The lack of clear, universally accepted rules invites potential conflicts. Who arbitrates disputes when two companies, one American and one from Japan, both target the same resource-rich asteroid? What happens if a company inadvertently (or deliberately) interferes with another's operations?

The current legal framework is simply not equipped to handle the complexities of a fully commercialized space environment. Space law needs to evolve from broad principles to specific regulations if we want to avoid a chaotic, unsustainable free-for-all in the cosmos. Until then, expect more Wild West antics and legal showdowns as these companies stake their claims among the stars.

Who Owns the Asteroid Next Door?: Navigating the Murky Waters of Space Resource Rights

The cosmos is rich with resources. Asteroids, in particular, are treasure troves of platinum, nickel, iron, and rare earth elements. Market size estimates suggest a multi-trillion-dollar off-world mining industry is possible within decades. But who gets to stake a claim?

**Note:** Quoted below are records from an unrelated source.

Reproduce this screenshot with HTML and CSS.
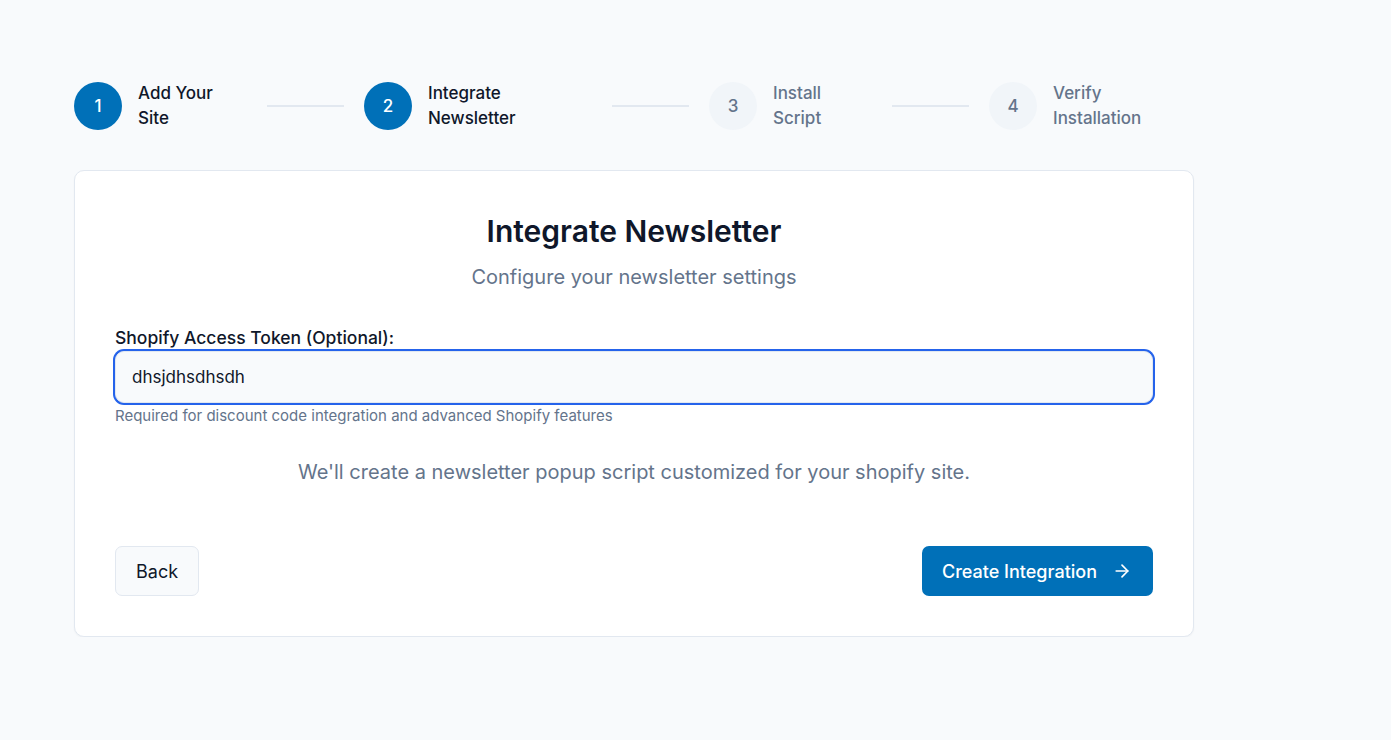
FILE: index.html
```html
<!DOCTYPE html>
<html lang="en">
<head>
<meta charset="utf-8">
<title>Integrate Newsletter</title>
<link rel="stylesheet" href="styles.css">
</head>
<body>
<main class="page">
  <div class="wrap">
    <ol class="stepper">
      <li class="step step-1 done">
        <span class="circle">1</span>
        <span class="label">Add Your Site</span>
      </li>
      <li class="connector"></li>
      <li class="step step-2 done">
        <span class="circle">2</span>
        <span class="label">Integrate Newsletter</span>
      </li>
      <li class="connector"></li>
      <li class="step step-3">
        <span class="circle">3</span>
        <span class="label">Install Script</span>
      </li>
      <li class="connector"></li>
      <li class="step step-4">
        <span class="circle">4</span>
        <span class="label">Verify Installation</span>
      </li>
    </ol>

    <section class="card">
      <header class="card-head">
        <h1 class="title">Integrate Newsletter</h1>
        <p class="subtitle">Configure your newsletter settings</p>
      </header>

      <div class="field">
        <label class="field-label" for="token">Shopify Access Token (Optional):</label>
        <input class="field-input" id="token" type="text" value="dhsjdhsdhsdh">
        <p class="field-help">Required for discount code integration and advanced Shopify features</p>
      </div>

      <p class="note">We'll create a newsletter popup script customized for your shopify site.</p>

      <div class="actions">
        <button class="btn btn-secondary" type="button">Back</button>
        <button class="btn btn-primary" type="button">
          <span>Create Integration</span>
          <svg class="icon" viewBox="0 0 24 24" width="20" height="20" fill="none" stroke="currentColor" stroke-width="2" stroke-linecap="round" stroke-linejoin="round" aria-hidden="true"><path d="M5 12h14"/><path d="m12 5 7 7-7 7"/></svg>
        </button>
      </div>
    </section>
  </div>
</main>
</body>
</html>
```

FILE: styles.css
```css
* { box-sizing: border-box; }

html, body {
  margin: 0;
  padding: 0;
  background: #f8fafc;
  font-family: Inter, "Noto Sans", "Liberation Sans", sans-serif;
  color: #0f172a;
}

.page {
  padding: 80px 0 0 74px;
}

.wrap {
  width: 1120px;
}

.stepper {
  list-style: none;
  margin: 0 0 39px 0;
  padding: 0;
  display: flex;
  align-items: center;
}

.step {
  display: flex;
  align-items: center;
  gap: 16px;
}

.step-1 { width: 173px; }
.step-2 { width: 228px; }
.step-3 { width: 163px; }
.step-4 { width: 204px; }

.circle {
  flex: none;
  width: 48px;
  height: 48px;
  border-radius: 50%;
  display: flex;
  align-items: center;
  justify-content: center;
  font-size: 17px;
  font-weight: 500;
  background: #f1f5f9;
  color: #64748b;
}

.step.done .circle {
  background: #0070b8;
  color: #ffffff;
}

.label {
  font-size: 17px;
  font-weight: 500;
  line-height: 25px;
  color: #64748b;
  padding-top: 1px;
}

.step.done .label {
  color: #0f172a;
}

.connector {
  flex: none;
  width: 77px;
  height: 2px;
  margin: 0 20px;
  background: #e2e8f0;
}

.card {
  background: #ffffff;
  border: 1px solid #e2e8f0;
  border-radius: 10px;
  box-shadow: 0 1px 2px rgba(15, 23, 42, 0.04);
  padding: 40px 40px 40px 40px;
}

.card-head {
  text-align: center;
  margin-bottom: 35px;
}

.title {
  margin: 0;
  font-size: 30px;
  line-height: 40px;
  font-weight: 600;
  color: #0f172a;
}

.subtitle {
  margin: 12px 0 0 0;
  font-size: 20px;
  line-height: 28px;
  color: #64748b;
}

.field-label {
  display: block;
  font-size: 17.5px;
  line-height: 24px;
  font-weight: 500;
  color: #0f172a;
  margin-bottom: 1px;
}

.field-input {
  display: block;
  width: 100%;
  height: 52px;
  padding: 0 16px;
  font-family: inherit;
  font-size: 17px;
  color: #0f172a;
  background: #f8fafc;
  border: 1px solid #e2e8f0;
  border-radius: 9px;
  outline: none;
  box-shadow: 0 0 0 2px #2563eb;
}

.field-help {
  margin: 3px 0 0 0;
  font-size: 15px;
  line-height: 20px;
  color: #64748b;
}

.note {
  margin: 32px 0 0 0;
  text-align: center;
  font-size: 20px;
  line-height: 28px;
  color: #64748b;
}

.actions {
  display: flex;
  justify-content: space-between;
  align-items: center;
  margin-top: 60px;
}

.btn {
  height: 50px;
  font-family: inherit;
  font-size: 18px;
  font-weight: 500;
  border-radius: 7px;
  cursor: pointer;
  display: inline-flex;
  align-items: center;
}

.btn-secondary {
  padding: 0 20px;
  background: #f8fafc;
  border: 1px solid #e2e8f0;
  color: #0f172a;
  font-weight: 400;
}

.btn-primary {
  padding: 0 21px 0 20px;
  gap: 15px;
  background: #0070b8;
  border: none;
  color: #ffffff;
}

.icon {
  flex: none;
}
```
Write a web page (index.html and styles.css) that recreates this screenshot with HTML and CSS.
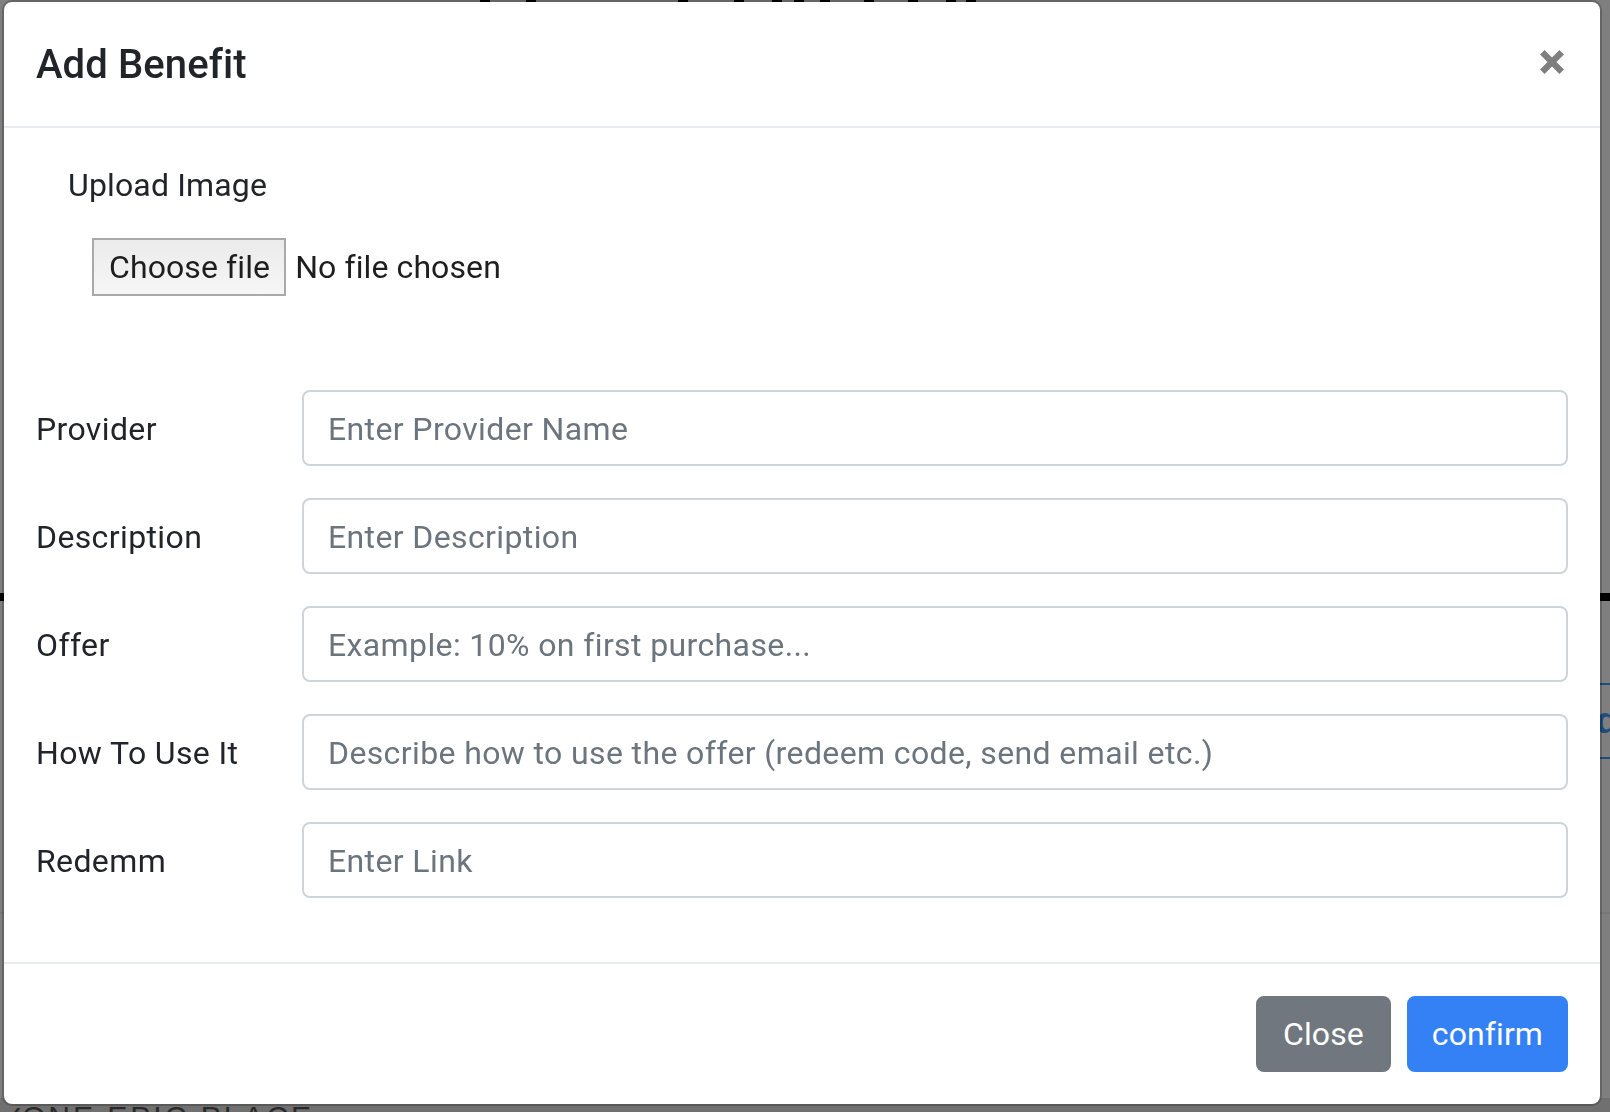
FILE: index.html
```html
<!DOCTYPE html>
<html lang="en">
<head>
<meta charset="utf-8">
<title>Add Benefit</title>
<link rel="stylesheet" href="styles.css">
</head>
<body>
<div class="page">
  <div class="page-top"><span></span><span></span><span></span><span></span><span></span><span></span><span></span><span></span><span></span><span></span><span></span></div>
  <div class="page-rule"></div>
  <div class="page-cta"><span class="cta">Add</span></div>
  <div class="page-hr"></div>
  <div class="page-foot"><span class="tick">✓</span>ONE EPIC PLACE</div>
</div>
<div class="backdrop"></div>
<div class="modal">
  <div class="modal-header">
    <h5 class="modal-title">Add Benefit</h5>
    <button class="close" type="button" aria-label="Close">
      <svg width="24" height="24" viewBox="0 0 24 24"><path d="M2.3 2.3L21.7 21.7M21.7 2.3L2.3 21.7" stroke="#7f7f7f" stroke-width="6.4" fill="none"/></svg>
    </button>
  </div>
  <div class="modal-body">
    <div class="upload">
      <div class="upload-label">Upload Image</div>
      <div class="file-row">
        <span class="file-btn">Choose file</span>
        <span class="file-name">No file chosen</span>
      </div>
    </div>
    <div class="form-row">
      <label class="col-label">Provider</label>
      <input class="form-control" type="text" placeholder="Enter Provider Name">
    </div>
    <div class="form-row">
      <label class="col-label">Description</label>
      <input class="form-control" type="text" placeholder="Enter Description">
    </div>
    <div class="form-row">
      <label class="col-label">Offer</label>
      <input class="form-control" type="text" placeholder="Example: 10% on first purchase...">
    </div>
    <div class="form-row">
      <label class="col-label">How To Use It</label>
      <input class="form-control" type="text" placeholder="Describe how to use the offer (redeem code, send email etc.)">
    </div>
    <div class="form-row">
      <label class="col-label">Redemm</label>
      <input class="form-control" type="text" placeholder="Enter Link">
    </div>
  </div>
  <div class="modal-footer">
    <button class="btn btn-secondary" type="button">Close</button>
    <button class="btn btn-primary" type="button">confirm</button>
  </div>
</div>
</body>
</html>
```
FILE: styles.css
```css
* { box-sizing: border-box; }
html, body { margin: 0; height: 100%; }
body {
  font-family: Roboto, "Helvetica Neue", Arial, sans-serif;
  overflow: hidden;
  background: #fff;
  color: #212529;
}

/* page behind the modal */
.page {
  height: 1112px;
  display: flex;
  flex-direction: column;
  overflow: hidden;
  font-family: "Liberation Sans", Arial, sans-serif;
}
.page-top { height: 2px; display: flex; flex-shrink: 0; }
.page-top span { width: 10px; height: 2px; background: #000; }
.page-top span:nth-child(1) { margin-left: 480px; }
.page-top span:nth-child(2) { margin-left: 36px; }
.page-top span:nth-child(3) { margin-left: 142px; }
.page-top span:nth-child(4) { margin-left: 46px; }
.page-top span:nth-child(5) { margin-left: 28px; }
.page-top span:nth-child(6) { margin-left: 12px; }
.page-top span:nth-child(7) { margin-left: 16px; }
.page-top span:nth-child(8) { margin-left: 34px; }
.page-top span:nth-child(9) { margin-left: 34px; }
.page-top span:nth-child(10) { margin-left: 28px; }
.page-top span:nth-child(11) { margin-left: 10px; }
.page-rule { margin-top: 591px; height: 8px; background: #000; flex-shrink: 0; }
.page-cta {
  margin-top: 82px;
  display: flex;
  justify-content: flex-end;
  flex-shrink: 0;
}
.cta {
  margin-right: -48px;
  width: 200px;
  height: 76px;
  border-top: 2px solid #3f9bff;
  border-bottom: 2px solid #3f9bff;
  color: #3f9bff;
  font-size: 36px;
  font-weight: 700;
  line-height: 72px;
  padding-left: 90px;
}
.page-hr { margin-top: 153px; height: 2px; background: #eee; flex-shrink: 0; }
.page-foot {
  margin-top: auto;
  height: 14px;
  flex-shrink: 0;
  background: #e0e0e0;
  padding: 4px 0 0 22px;
  font-size: 30px;
  line-height: 30px;
  letter-spacing: 3px;
  color: #555;
  white-space: nowrap;
}
.tick { display: inline-block; width: 12px; margin-left: -22px; margin-right: 10px; letter-spacing: 0; }

.backdrop {
  position: fixed;
  inset: 0;
  background: rgba(0, 0, 0, .5);
}

/* modal */
.modal {
  position: absolute;
  top: 0;
  left: 2px;
  width: 1600px;
  background: #fff;
  background-clip: padding-box;
  border: 2px solid rgba(0, 0, 0, .2);
  border-radius: 10px;
  letter-spacing: 0.38px;
}
.modal-header {
  display: flex;
  align-items: flex-start;
  justify-content: space-between;
  padding: 32px;
  border-bottom: 2px solid #e9ecef;
}
.modal-title {
  margin: 0;
  padding-top: 1px;
  font-size: 40px;
  font-weight: 500;
  line-height: 59px;
  letter-spacing: 0.1px;
  color: #212529;
}
.close {
  display: block;
  margin: 16px 4px 0 0;
  padding: 0;
  width: 24px;
  height: 24px;
  border: 0;
  background: transparent;
}
.close svg { display: block; }

.modal-body { padding: 32px; }
.upload { padding-left: 32px; }
.upload-label { font-size: 32px; line-height: 48px; padding-top: 1px; height: 48px; letter-spacing: 0.15px; }
.file-row {
  display: flex;
  align-items: center;
  margin: 30px 0 0 24px;
  font-size: 32px;
  letter-spacing: 0.1px;
}
.file-btn {
  height: 58px;
  line-height: 54px;
  padding: 0 14px 0 15px;
  border: 2px solid #a9a9a9;
  background: linear-gradient(#ebebeb, #f6f6f6);
  color: #1e1e1e;
}
.file-name { margin-left: 9px; color: #1e1e1e; }

.upload + .form-row { margin-top: 94px; }
.form-row {
  display: grid;
  grid-template-columns: 266px 1fr;
  margin-bottom: 32px;
}
.col-label {
  font-size: 32px;
  line-height: 48px;
  padding-top: 15px;
  color: #212529;
}
.form-control {
  display: block;
  width: 100%;
  height: 76px;
  padding: 13px 24px 11px;
  border: 2px solid #ced4da;
  border-radius: 8px;
  font-family: inherit;
  font-size: 32px;
  letter-spacing: 0.38px;
  line-height: 48px;
  color: #495057;
  background: #fff;
  outline: none;
}
.form-control::placeholder { color: #6c757d; opacity: 1; }

.modal-footer {
  display: flex;
  justify-content: flex-end;
  gap: 16px;
  padding: 32px;
  border-top: 2px solid #e9ecef;
}
.btn {
  height: 76px;
  padding: 0 24px;
  border: 2px solid transparent;
  border-radius: 8px;
  font-family: inherit;
  font-size: 32px;
  letter-spacing: 0.1px;
  line-height: 72px;
  color: #fff;
}
.btn-secondary { background: #71777f; border-color: #71777f; padding: 0 25px; }
.btn-primary { background: #3481f6; border-color: #3481f6; padding: 0 23px; }
```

The Outer Space Treaty of 1967, the bedrock of international space law, prohibits national appropriation of celestial bodies. No country can claim the Moon, Mars, or an asteroid as its own. However, the treaty is largely silent on the extraction of resources. This silence has launched a thousand legal debates.

The United States and Luxembourg have passed domestic laws asserting the right of their citizens to own resources extracted from space. These laws don’t claim sovereignty over asteroids. They simply say, "If you mine it, you own it." This is viewed by some as a pragmatic step toward encouraging investment in space mining. Others view it as a direct violation of the spirit, if not the letter, of the Outer Space Treaty.

Russia, for example, has voiced strong objections to these unilateral actions. They argue resource extraction is inherently linked to appropriation and requires international consensus. The lack of a globally agreed-upon framework creates significant uncertainty for companies looking to invest. Imagine spending billions developing asteroid mining technology, only to face legal challenges that invalidate your claim.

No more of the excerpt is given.